ERROR: Shutting down Worker-2.
ERROR: Raising the last exception back to the main process.
ValueError: An error occurred.

Advanced Usage#

Custom spaces#

Vectorized environments will batch actions and observations if they are elements from standard Gym spaces, such as gym.spaces.Box, gym.spaces.Discrete, or gym.spaces.Dict. However, if you create your own environment with a custom action and/or observation space (inheriting from gym.Space), the vectorized environment will not attempt to automatically batch the actions/observations, and instead it will return the raw tuple of elements from all parallel environments.

In the following example, we create a new environment SMILESEnv, whose observations are strings representing the SMILES notation of a molecular structure, with a custom observation space SMILES. The observations returned by the vectorized environment are contained in a tuple of strings.

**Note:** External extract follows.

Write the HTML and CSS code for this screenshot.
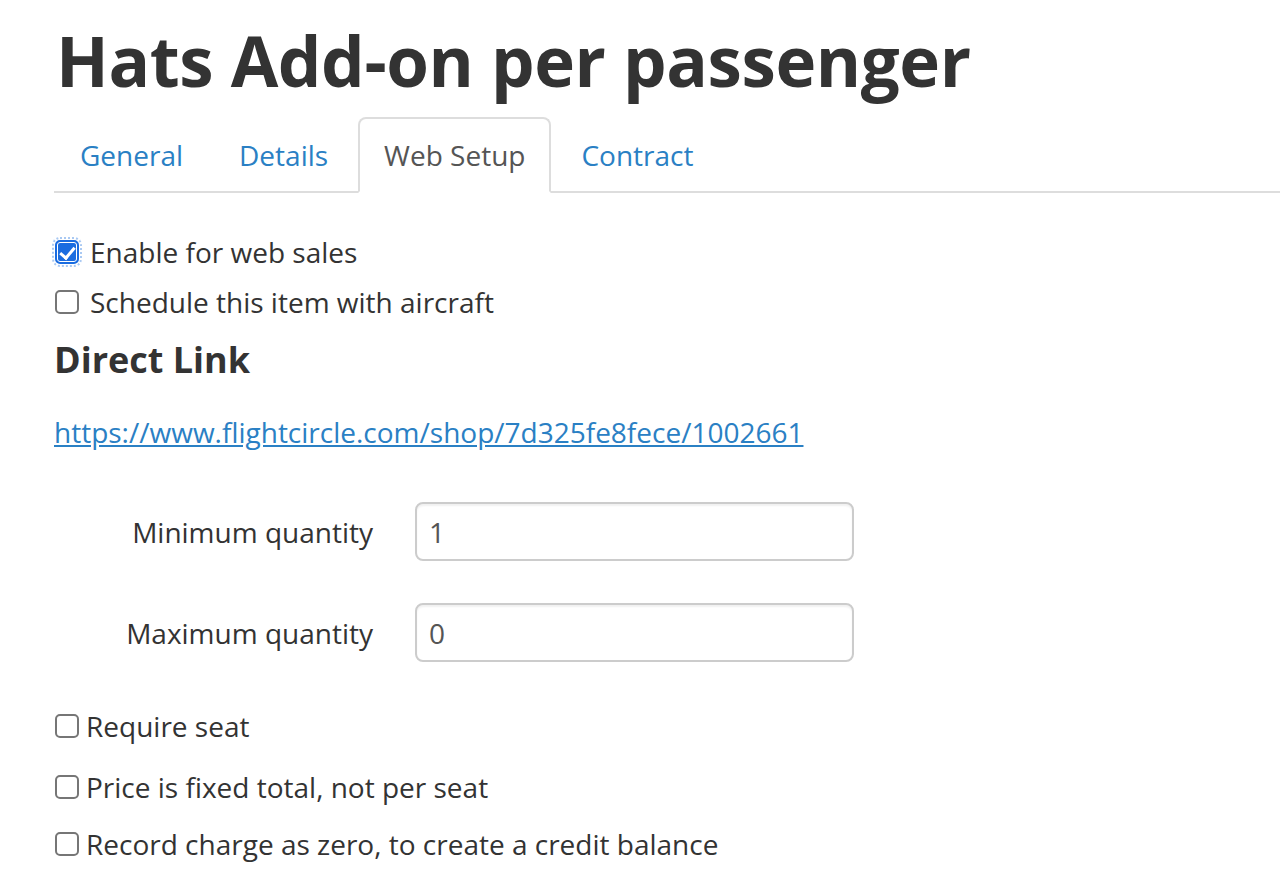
FILE: index.html
```html
<!DOCTYPE html>
<html lang="en">
<head>
<meta charset="utf-8">
<title>Hats Add-on per passenger</title>
<link rel="stylesheet" href="styles.css">
</head>
<body>
<div class="page">
  <h1 class="title">Hats Add-on per passenger</h1>
  <ul class="tabs">
    <li class="tab"><a href="#">General</a></li>
    <li class="tab"><a href="#">Details</a></li>
    <li class="tab active"><a href="#">Web Setup</a></li>
    <li class="tab"><a href="#">Contract</a></li>
  </ul>
  <div class="tab-content">
    <label class="check-row"><input type="checkbox" class="cb" checked><span>Enable for web sales</span></label>
    <label class="check-row"><input type="checkbox" class="cb"><span>Schedule this item with aircraft</span></label>
    <h4 class="section-title">Direct Link</h4>
    <p class="link-line"><a href="#">https://www.flightcircle.com/shop/7d325fe8fece/1002661</a></p>
    <div class="form-row first">
      <label class="form-label">Minimum quantity</label>
      <input class="form-input" type="text" value="1">
    </div>
    <div class="form-row">
      <label class="form-label">Maximum quantity</label>
      <input class="form-input" type="text" value="0">
    </div>
    <div class="opts">
      <label class="check-row tight"><input type="checkbox" class="cb"><span>Require seat</span></label>
      <label class="check-row tight"><input type="checkbox" class="cb"><span>Price is fixed total, not per seat</span></label>
      <label class="check-row tight"><input type="checkbox" class="cb"><span>Record charge as zero, to create a credit balance</span></label>
    </div>
  </div>
</div>
</body>
</html>
```

FILE: styles.css
```css
* { box-sizing: border-box; }
html, body { margin: 0; padding: 0; background: #fff; }
body {
  font-family: "Open Sans", "Liberation Sans", sans-serif;
  font-size: 28px;
  line-height: 40px;
  color: #333;
}
.page { padding-left: 54px; overflow: hidden; }
.title {
  margin: 21px 0 0 2px;
  font-size: 69px;
  line-height: 78px;
  font-weight: 700;
  color: #333;
  letter-spacing: -0.4px;
}
.tabs {
  list-style: none;
  margin: 18px 0 0 0;
  padding: 0;
  display: flex;
  border-bottom: 2px solid #ddd;
}
.tab { margin: 0 4px -2px 0; }
.tab a {
  display: block;
  padding: 16px 24px;
  border: 2px solid transparent;
  border-radius: 8px 8px 0 0;
  color: #2a80c4;
  text-decoration: none;
  line-height: 40px;
}
.tab.active a {
  color: #555;
  border-color: #ddd;
  border-bottom-color: #fff;
  background: #fff;
}
.tab-content { padding-top: 39px; }
.check-row {
  display: flex;
  align-items: center;
  gap: 11px;
  height: 40px;
  margin-bottom: 10px;
}
.check-row.tight { gap: 7px; margin-bottom: 19px; }
.cb {
  appearance: none;
  -webkit-appearance: none;
  margin: 0 0 0 1px;
  width: 24px;
  height: 24px;
  border: 2px solid #767676;
  border-radius: 5px;
  background: #fff;
  position: relative;
  flex: none;
}
.cb:checked {
  background: #1a6ce0;
  border-color: #1a6ce0;
  box-shadow: inset 0 0 0 1px #fff;
  outline: 2px dotted #a9c9f3;
  outline-offset: 1px;
}
.cb:checked::after {
  content: "";
  position: absolute;
  left: 6px;
  top: 2px;
  width: 6px;
  height: 12px;
  border: solid #fff;
  border-width: 0 3px 3px 0;
  transform: rotate(40deg);
}
.section-title {
  margin: 19px 0 0 0;
  font-size: 36px;
  line-height: 38px;
  font-weight: 700;
  color: #333;
}
.link-line { margin: 33px 0 0 0; }
.link-line a { color: #2a80c4; text-decoration: underline; }
.form-row {
  display: flex;
  align-items: center;
  gap: 42px;
  margin-top: 42px;
}
.form-row.first { margin-top: 50px; }
.form-label {
  width: 319px;
  text-align: right;
}
.form-input {
  width: 439px;
  height: 59px;
  border: 2px solid #ccc;
  border-radius: 8px;
  padding: 0 12px;
  font-family: inherit;
  font-size: 28px;
  color: #555;
  box-shadow: inset 0 2px 2px rgba(0,0,0,0.06);
}
.opts { margin-top: 44px; }
.opts .check-row:nth-child(1) { margin-bottom: 21px; }
.opts .check-row:nth-child(2) { margin-bottom: 17px; }
```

>>> class SMILES(gym.Space):
...     def __init__(self, symbols):
...         super().__init__()
...         self.symbols = symbols
...
...     def __eq__(self, other):
...         return self.symbols == other.symbols

>>> class SMILESEnv(gym.Env):
...     observation_space = SMILES("][()CO=")
...     action_space = gym.spaces.Discrete(7)
...
...     def reset(self):
...         self._state = "["
...         return self._state
...
...     def step(self, action):
...         self._state += self.observation_space.symbols[action]
...         reward = done = (action == 0)
...         return (self._state, float(reward), done, {})

>>> envs = gym.vector.AsyncVectorEnv(
...     [lambda: SMILESEnv()] * 3,
...     shared_memory=False
... )
>>> envs.reset()
>>> observations, rewards, dones, infos = envs.step(np.array([2, 5, 4]))
>>> observations
('[(', '[O', '[C')

Custom observation and action spaces may inherit from the gym.Space class. However, most use-cases should be covered by the existing space classes (e.g. gym.spaces.Box, gym.spaces.Discrete, etc…), and container classes (gym.spaces.Tuple and gym.spaces.Dict). Moreover, some implementations of reinforcement learning algorithms might not handle custom spaces properly. Use custom spaces with care.

If you use AsyncVectorEnv with a custom observation space, you must set shared_memory=False, since shared memory and automatic batching is not compatible with custom spaces. In general if you use custom spaces with AsyncVectorEnv, the elements of those spaces must be pickleable.